What this means for 2025 exams
- Supervision framework: Treat AI outputs like any other supervised activity review queues, QC samples, attestation, and timely escalation.
- Model change management: Track versions, parameters, data sources, and approval history; log reasons for overrides.
- Evidence on demand: Be able to reproduce decisions, show audit trails, and export regulator-ready reports quickly.
- Vendor governance: Maintain due diligence files, SLAs, data-handling terms, and contingency plans for third-party AI tools.
Your 10-point readiness checklist
- Inventory all AI/ML use cases (surveillance, marketing review, ops).
- Assign accountable owners; document roles & escalation paths.

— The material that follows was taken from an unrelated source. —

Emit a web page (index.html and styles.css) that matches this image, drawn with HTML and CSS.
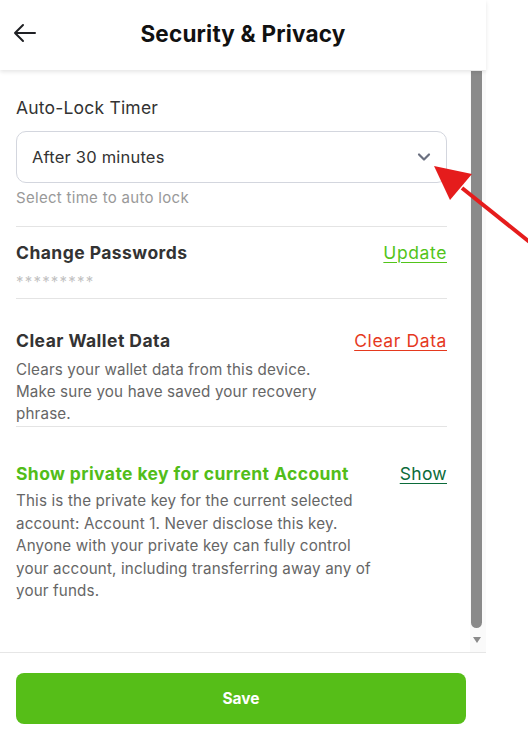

- Define acceptable-use policies and data-quality standards.
- Implement review workflows for AI outputs (sampling + SLAs).
- Log model versions, sources, parameters, and approvals.
- Capture override reasons and post-mortems for false positives/negatives.
- Map evidence to rules (SEC/FINRA) and keep export templates ready.
- Validate vendor contracts: security, data rights, audit support.
- Run an exam drill: produce a full AI governance packet in under 48 hours.
- Train staff—compliance + business—on when and how to challenge AI results.